I’m in the middle of scaling our engineering team from 25 to 80+ engineers, and I keep running into the same wall: where are all the engineering leaders?
Not senior engineers. Not staff engineers. I mean people who can lead teams, build culture, make hard decisions, and still understand the technical details. People who can be Directors, VPs, eventually CTOs.
The data backs up what I’m feeling:
- We’re facing a 4.7 million STEM graduate shortfall by 2030 globally
- Engineering executive demand is up 18% just this year
- Yet only 28% of engineering executives were promoted through a dedicated internal technical leadership track
Let that sink in. We know there’s a crisis, we know internal development works (companies with structured leadership programs see 25% higher retention), yet 72% of engineering execs came from outside their companies.
Three Pipeline Failures I’m Witnessing
1. Promoting Too Late
We wait for Staff or Principal engineers to “express interest” in management. By then, they’re 8-12 years into their careers, deeply invested in IC work, and honestly? Many of them have already decided they don’t want to manage.
The best engineering leaders I know started thinking about leadership at L4-L5 (mid-level). They got exposure, coaching, and permission to explore before they were “ready.”
2. Training Wrong
Technical training ≠ leadership training.
I see so many companies send their new managers to a 2-day “management bootcamp” and call it done. Then we wonder why they struggle with performance conversations, team dynamics, and strategic thinking.
Leadership skills need deliberate, continuous development—just like technical skills. But we don’t treat them that way.
3. Hiring Externally By Default
When a Director role opens up, the default answer is “let’s hire externally.”

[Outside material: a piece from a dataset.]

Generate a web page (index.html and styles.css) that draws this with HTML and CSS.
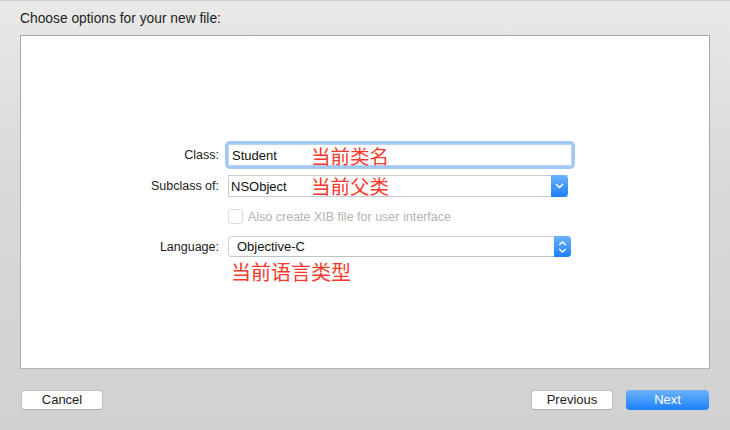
FILE: index.html
```html
<!DOCTYPE html>
<html>
<head>
<meta charset="utf-8">
<link rel="stylesheet" href="styles.css">
</head>
<body>
<div class="sheet">
  <div class="title">Choose options for your new file:</div>
  <div class="panel">
    <div class="form">
      <div class="row row-class">
        <label class="label">Class:</label>
        <div class="textfield">
          <span class="value">Student</span>
          <span class="note note-field">当前类名</span>
        </div>
      </div>
      <div class="row row-sub">
        <label class="label">Subclass of:</label>
        <div class="combo">
          <span class="value">NSObject</span>
          <span class="note note-field">当前父类</span>
          <span class="combo-btn">
            <svg width="9" height="6" viewBox="0 0 9 6"><path d="M1 1 L4.5 4.5 L8 1" fill="none" stroke="#fff" stroke-width="1.5"/></svg>
          </span>
        </div>
      </div>
      <div class="row row-check">
        <span class="label"></span>
        <div class="check">
          <span class="box"></span>
          <span class="check-text">Also create XIB file for user interface</span>
        </div>
      </div>
      <div class="row row-lang">
        <label class="label">Language:</label>
        <div class="popup">
          <span class="value">Objective-C</span>
          <span class="popup-btn">
            <svg width="9" height="14" viewBox="0 0 9 14"><path d="M1.2 5 L4.5 2 L7.8 5" fill="none" stroke="#fff" stroke-width="1.4"/><path d="M1.2 9 L4.5 12 L7.8 9" fill="none" stroke="#fff" stroke-width="1.4"/></svg>
          </span>
        </div>
      </div>
      <div class="row row-note">
        <span class="label"></span>
        <span class="note-lang">当前语言类型</span>
      </div>
    </div>
  </div>
  <div class="footer">
    <button class="btn">Cancel</button>
    <div class="spacer"></div>
    <button class="btn">Previous</button>
    <button class="btn btn-primary">Next</button>
  </div>
</div>
</body>
</html>
```

FILE: styles.css
```css
html, body {
  margin: 0;
  padding: 0;
}
body {
  width: 730px;
  height: 430px;
  overflow: hidden;
  font-family: "Liberation Sans", Arial, sans-serif;
  color: #1e1e1e;
}
.sheet {
  height: 430px;
  box-sizing: border-box;
  border-top: 1px solid #cdcdcd;
  background: linear-gradient(#e9e9e9, #d9d9d9 40%, #d1d1d1);
  display: flex;
  flex-direction: column;
}
.title {
  height: 34px;
  box-sizing: border-box;
  padding: 10px 0 0 20px;
  font-size: 13.8px;
  line-height: 16px;
}
.panel {
  margin: 0 20px 0 20px;
  height: 334px;
  box-sizing: border-box;
  background: #fff;
  border: 1px solid #a6a6a6;
  border-bottom-color: #b4b4b4;
}
.form {
  padding-top: 108px;
  display: flex;
  flex-direction: column;
}
.row {
  display: flex;
  align-items: center;
}
.label {
  width: 198px;
  flex: none;
  text-align: right;
  font-size: 12.5px;
  color: #222;
  margin-right: 9px;
}
.value {
  font-size: 13px;
  color: #111;
}
.textfield {
  position: relative;
  width: 344px;
  height: 22px;
  box-sizing: border-box;
  border: 1px solid #b8d3f0;
  border-radius: 2px;
  box-shadow: 0 0 0 3px #a0c9f5;
  display: flex;
  align-items: center;
  padding-left: 3px;
}
.note {
  position: absolute;
  font-family: "Noto Sans CJK SC", sans-serif;
  font-size: 19.5px;
  line-height: 22px;
  color: #f6392c;
  white-space: nowrap;
}
.note-field {
  left: 82px;
  top: 0;
}
.row-sub {
  margin-top: 9px;
}
.combo {
  position: relative;
  width: 340px;
  height: 22px;
  box-sizing: border-box;
  border: 1px solid #cbcbcb;
  border-right: none;
  display: flex;
  align-items: center;
  padding-left: 2px;
}
.combo .note-field {
  top: -1px;
}
.combo-btn {
  position: absolute;
  right: 0;
  top: -1px;
  width: 17px;
  height: 22px;
  border-radius: 0 4px 4px 0;
  background: linear-gradient(#6db2fb, #1b80fb);
  display: flex;
  align-items: center;
  justify-content: center;
}
.row-check {
  margin-top: 12px;
}
.check {
  display: flex;
  align-items: center;
}
.box {
  width: 13px;
  height: 13px;
  border: 1px solid #dcdcdc;
  border-radius: 3px;
  margin-right: 5px;
  background: #fff;
}
.check-text {
  font-size: 12.5px;
  color: #b3b3b3;
}
.row-lang {
  margin-top: 12px;
}
.popup {
  position: relative;
  width: 343px;
  height: 21px;
  box-sizing: border-box;
  border: 1px solid #d3d3d3;
  border-bottom-color: #c2c2c2;
  border-radius: 4px;
  display: flex;
  align-items: center;
  padding-left: 8px;
  background: #fff;
}
.popup-btn {
  position: absolute;
  right: -1px;
  top: -1px;
  width: 17px;
  height: 21px;
  border-radius: 0 4px 4px 0;
  background: linear-gradient(#6db2fb, #1b80fb);
  display: flex;
  align-items: center;
  justify-content: center;
}
.row-note {
  margin-top: 2px;
}
.note-lang {
  font-family: "Noto Sans CJK SC", sans-serif;
  font-size: 20px;
  line-height: 26px;
  color: #f6392c;
  margin-left: 3px;
}
.footer {
  display: flex;
  padding: 21px 21px 0 21px;
  align-items: flex-start;
}
.spacer {
  flex: 1;
}
.btn {
  width: 82px;
  height: 20px;
  box-sizing: border-box;
  border: 1px solid #c2c2c2;
  border-bottom-color: #afafaf;
  border-radius: 4px;
  background: #fff;
  font-family: "Liberation Sans", Arial, sans-serif;
  font-size: 13px;
  color: #222;
  padding: 0;
  line-height: 18px;
}
.btn + .btn {
  margin-left: 13px;
}
.btn-primary {
  width: 83px;
  border: none;
  background: linear-gradient(#6cb3fb, #1a80fb);
  color: #fff;
  line-height: 20px;
}
```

Why? It’s faster (3 months vs. 2-3 years to develop someone). It feels lower risk. And honestly, we’ve already failed at building the internal pipeline.
Meanwhile, 55% of US engineering firms are now exploring international recruitment for executive roles. We’re not even building domestic capacity anymore—we’re outsourcing the problem.

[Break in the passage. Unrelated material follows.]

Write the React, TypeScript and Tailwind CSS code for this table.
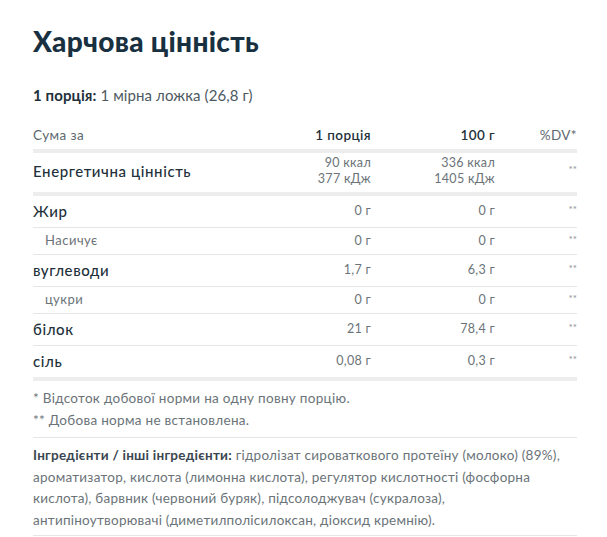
const rows = [
  { label: "Жир", a: "0 г", b: "0 г", sub: false },
  { label: "Насичує", a: "0 г", b: "0 г", sub: true },
  { label: "вуглеводи", a: "1,7 г", b: "6,3 г", sub: false },
  { label: "цукри", a: "0 г", b: "0 г", sub: true },
  { label: "білок", a: "21 г", b: "78,4 г", sub: false },
  { label: "сіль", a: "0,08 г", b: "0,3 г", sub: false },
];

export default function App() {
  return (
    <div className="bg-white w-[607px] min-h-[537px] px-[33px] pt-[22px] font-['Lato',sans-serif] text-[#22303a]">
      <h2 className="text-[28px] leading-[38px] font-black text-[#183040] tracking-[0.3px]">
        Харчова цінність
      </h2>
      <p className="mt-[25px] text-[15px] leading-[20px] tracking-[0.1px] text-[#4d5961]">
        <span className="font-bold text-[#22303a]">1 порція:</span> 1 мірна ложка (26,8 г)
      </p>

      <div className="mt-[17px] w-[544px]">
        <div className="grid grid-cols-[1fr_124px_124px_82px] items-center h-[31px] border-b-4 border-[#ededed] text-[13.5px] tracking-[0.4px] text-[#5d6870]">
          <span>Сума за</span>
          <span className="text-right font-semibold text-[#22303a]">1 порція</span>
          <span className="text-right font-semibold text-[#22303a]">100 г</span>
          <span className="text-right">%DV*</span>
        </div>

        <div className="grid grid-cols-[1fr_124px_124px_82px] items-center h-[43px] pb-[3px] border-b-4 border-[#ededed]">
          <span className="text-[15px] font-medium tracking-[0.6px]">Енергетична цінність</span>
          <span className="text-right text-[12.5px] leading-[16px] tracking-[0.3px] text-[#6b7378]">
            90 ккал
            <br />
            377 кДж
          </span>
          <span className="text-right text-[12.5px] leading-[16px] tracking-[0.3px] text-[#6b7378]">
            336 ккал
            <br />
            1405 кДж
          </span>
          <span className="text-right text-[10px] text-[#8a9298] -mt-[4px]">**</span>
        </div>

        {rows.map((r, i) => (
          <div
            key={r.label}
            className={
              "grid grid-cols-[1fr_124px_124px_82px] items-center " +
              (i === rows.length - 1
                ? "h-[35px] border-b-4 border-[#ededed]"
                : r.sub
                  ? "h-[27px] border-b border-[#e6e6e6]"
                  : "h-[32px] border-b border-[#e6e6e6]")
            }
          >
            {r.sub ? (
              <span className="pl-[12px] text-[13px] text-[#6b7378] tracking-[0.5px]">{r.label}</span>
            ) : (
              <span className="text-[15px] font-medium tracking-[0.6px]">{r.label}</span>
            )}
            <span className="text-right text-[12.5px] tracking-[0.3px] text-[#6b7378]">{r.a}</span>
            <span className="text-right text-[12.5px] tracking-[0.3px] text-[#6b7378]">{r.b}</span>
            <span className="text-right text-[10px] text-[#8a9298] -mt-[4px]">**</span>
          </div>
        ))}

        <div className="pt-[6px] pb-[6px] border-b border-[#e6e6e6] text-[13.5px] leading-[22px] tracking-[0.3px] text-[#6b7378]">
          <p>* Відсоток добової норми на одну повну порцію.</p>
          <p>** Добова норма не встановлена.</p>
        </div>

        <div className="pt-[7px] pb-[4px] border-b border-[#e6e6e6] text-[13.5px] leading-[21.5px] tracking-[0.25px] text-[#6b7378]">
          <p>
            <span className="font-bold text-[#3a4650]">Інгредієнти / інші інгредієнти:</span> гідролізат
            сироваткового протеїну (молоко) (89%),
            <br />
            ароматизатор, кислота (лимонна кислота), регулятор кислотності (фосфорна
            <br />
            кислота), барвник (червоний буряк), підсолоджувач (сукралоза),
            <br />
            антипіноутворювачі (диметилполісилоксан, діоксид кремнію).
          </p>
        </div>
      </div>
    </div>
  );
}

What’s Actually Working (At Least For Us)
At my EdTech company, we’re trying a few things that seem to be working:
Leadership “shadow track” starting at L4-L5:
- Not a commitment to management, just exposure
- Engineers can opt in, shadow directors, attend leadership meetings
- About 40% decide they want to keep exploring, 60% return to pure IC work—and that’s fine!
Quarterly leadership workshops:
- Not performance review conversations—actual skill building
- Topics: Giving feedback, delegation, technical strategy, managing up
- Led by our engineering leaders, not external consultants
Lateral moves are encouraged:
- Want to be a good engineering leader? Spend time understanding product, design, data
- We actively encourage engineers to do 6-month rotations before moving into management
- Cross-functional understanding makes better leaders
The Uncomfortable Truth
Most companies say they value internal mobility but then:
- Offer external hires 20-30% higher comp for the same role
- Promote based on “readiness” (code for “already doing the job”)

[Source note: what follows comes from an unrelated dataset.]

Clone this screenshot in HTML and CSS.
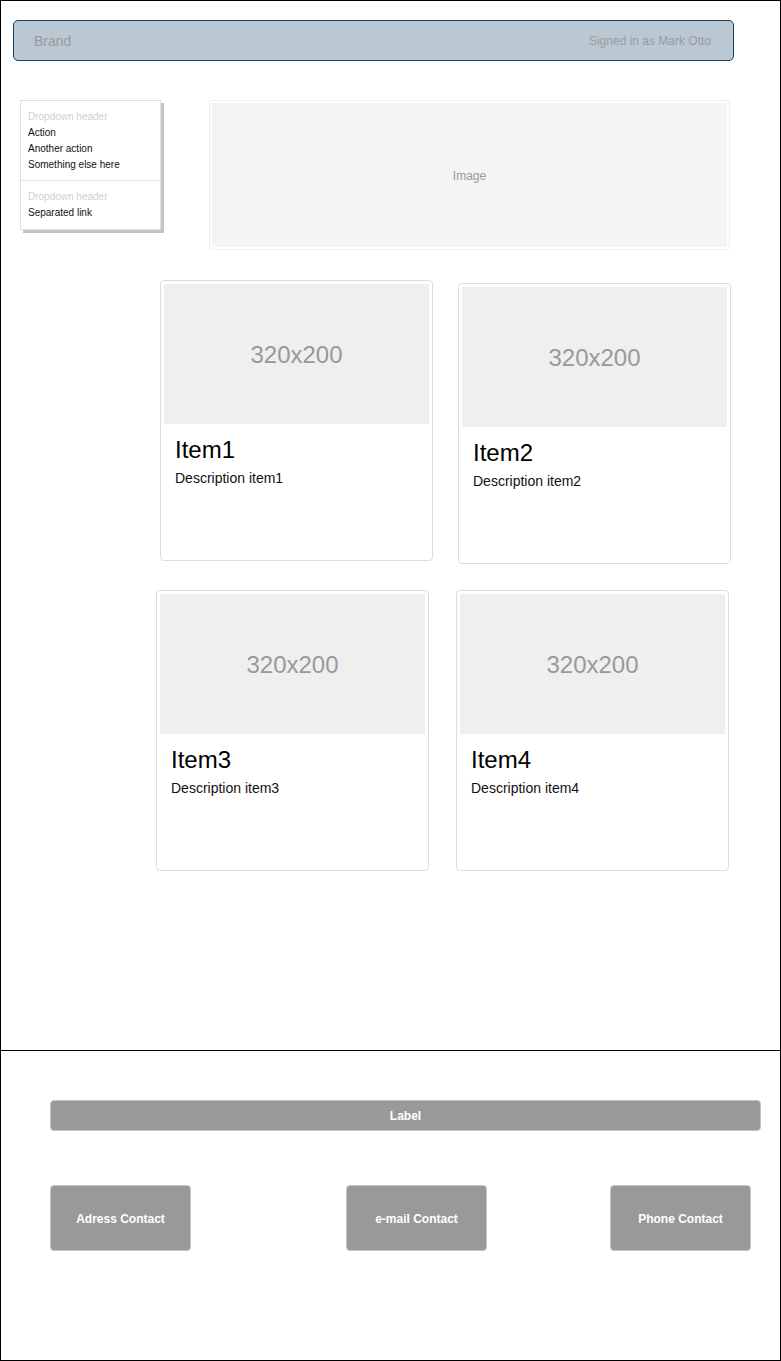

- Treat leadership development as a “nice to have” rather than strategic investment
If we’re serious about the engineering leadership shortage, we need to invest early, train deliberately, and promote internally by default.
My Questions For You
- Where are your future engineering leaders coming from? Internal or external?
- If you’re developing leaders internally, what’s working? What’s failing?
- How do you identify high-potential ICs who don’t self-nominate for leadership?
- Are we promoting too late, training wrong, or something else entirely?
I don’t have all the answers. But with 18% increased demand and a 4.7M talent shortfall looming, we need to figure this out—together.